Fútbol y Jiú-Jitsú
Spain would go on and win the 2010 world cup, but let’s all look back early in the tournament to the group match between Spain and Switzerland. What does soccer have to do with Jiu-Jitsu? Keep reading.
Spain had been undefeated in all 10 of their world cup qualifying matches, had NEVER lost to Switzerland EVER in the history of the planet, and was the Euro 08 champion. The Spanish players had 27 shots on goal to Switzerland’s 7. Spain had possession of the ball 83 percent of the time. Spain was favored to win. Switzerland was ranked 24th, Spain 2nd. The Spanish players had more experience, skill, and stamina. Final score: Spain 0: Switzerland 1. The one goal was a sloppy OMG-I-can’t-believe-it-went-in goal, 52 minutes into a 90minute match, everybody was pretty much stumbling and tripping all over themselves, the goalie went out of position to make a play for the ball, the ball goes into a wide open net, handing Spain only their 2nd loss in 50 games (and as it turned out, their only loss at the world cup.) As you can see from the graphic below, Spain dominated the game. But one point, one goal, was all that mattered.
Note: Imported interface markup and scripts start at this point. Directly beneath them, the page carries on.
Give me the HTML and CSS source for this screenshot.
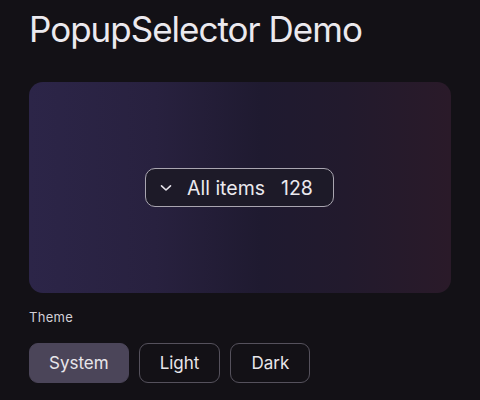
FILE: index.html
```html
<!DOCTYPE html>
<html>
<head>
<meta charset="utf-8">
<link rel="stylesheet" href="styles.css">
</head>
<body>
<main class="page">
  <h1 class="title">PopupSelector Demo</h1>
  <section class="card">
    <button class="selector">
      <svg class="chev" width="12" height="8" viewBox="0 0 12 8"><path d="M1.5 1.8 L6 6 L10.5 1.8" fill="none" stroke="#e6e3ea" stroke-width="1.6" stroke-linecap="round" stroke-linejoin="round"/></svg>
      <span class="label">All items</span>
      <span class="count">128</span>
    </button>
  </section>
  <div class="theme-label">Theme</div>
  <div class="segments">
    <button class="seg active">System</button>
    <button class="seg">Light</button>
    <button class="seg">Dark</button>
  </div>
</main>
</body>
</html>
```

FILE: styles.css
```css
html, body {
  margin: 0;
  padding: 0;
  background: #131116;
  height: 100%;
}
body {
  font-family: Inter, "Noto Sans", sans-serif;
  color: #e8e6ea;
}
.page {
  padding: 7px 29px 0 29px;
}
.title {
  margin: 0;
  font-size: 35px;
  line-height: 44px;
  font-weight: 400;
  letter-spacing: -1px;
  color: #ebe9ee;
}
.card {
  margin-top: 31px;
  width: 422px;
  height: 211px;
  border-radius: 14px;
  background: linear-gradient(90deg, #2c2548 0%, #28213f 30%, #1f1a30 55%, #221a2d 75%, #2a1a29 100%);
  display: flex;
  align-items: center;
  justify-content: center;
}
.selector {
  box-sizing: border-box;
  width: 189px;
  height: 39px;
  margin-left: -1px;
  border: 1.5px solid #a9a5b0;
  border-radius: 10px;
  background: #1d1a28;
  color: #ebe9ee;
  font-family: inherit;
  font-size: 19.5px;
  display: flex;
  align-items: center;
  padding: 0 0 0 14px;
}
.chev {
  margin-right: 15px;
}
.label {
  margin-right: 16px;
}
.theme-label {
  margin-top: 14px;
  font-size: 13px;
  line-height: 20px;
  color: #d2cfd6;
  letter-spacing: 0.3px;
}
.segments {
  margin-top: 16px;
  display: flex;
  gap: 10px;
}
.seg {
  box-sizing: border-box;
  height: 40px;
  padding: 0 20px;
  border: 1px solid #55515c;
  border-radius: 9px;
  background: transparent;
  color: #e8e6ea;
  font-family: inherit;
  font-size: 17px;
}
.seg.active {
  background: #4b4559;
  border-color: #4b4559;
  padding: 0 19px;
}
```
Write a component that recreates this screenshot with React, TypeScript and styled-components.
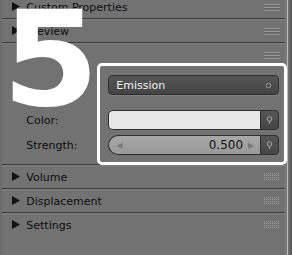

But that’s what happens when a tournament is determined solely by points. Your opponent does not necessarily have to be better than you to score more points. There is no quick submission in soccer; you simply have to score more points than your opponent in the allotted time. Once Switzerland had their point, they locked down their defense and played tightly until time ran out. The moral of the story is: The better team doesn’t always win. Sometime your opponent gets lucksy, sometimes it’s just not your day. Fortunately for Spain, it was a group match, and they got out of that group and went on to win the whole thing. Had it been a semifinal or other one-and-you’re-out match, they would have been SOL.
You’ll see the same situation in Jiu-jitsu tournaments. Once one of the fighter’s gains an advantage or is up on points, they shut down their game, stall, hunker down, and fight to not lose. Is it fair? Sure, they are playing by the “rules” after all. The referee can deduct points but that seldom happens unless they make it really obvious that they are stalling. Did the person who won by stalling have better Jiu-Jitsu? Perhaps, perhaps not… most of the time you can’t really tell especially if it happens early in a match. Are they being true to Jiu-Jitsu? Not in my humble opinion. I guess if your sole purpose in entering a tournament is winning, I could see how you would want to employ that strategy to save energy for the next match etc. But in a word, it’s BORING. How can you progress your Jiu-Jitsu by stalling? How can you find out or prove your Jiu-Jitsu is better if you don’t use it? Is this how they train at the gym? Is this how you train? In a perfect world, all tournaments would have no time limits and would be submission only. Tournament organizers would find it highly improbable logistically and financially so we’ll probably never see a tournament like that. Tournaments are not always a place for pure Jiu-Jitsu, the training mat is. Open up your game.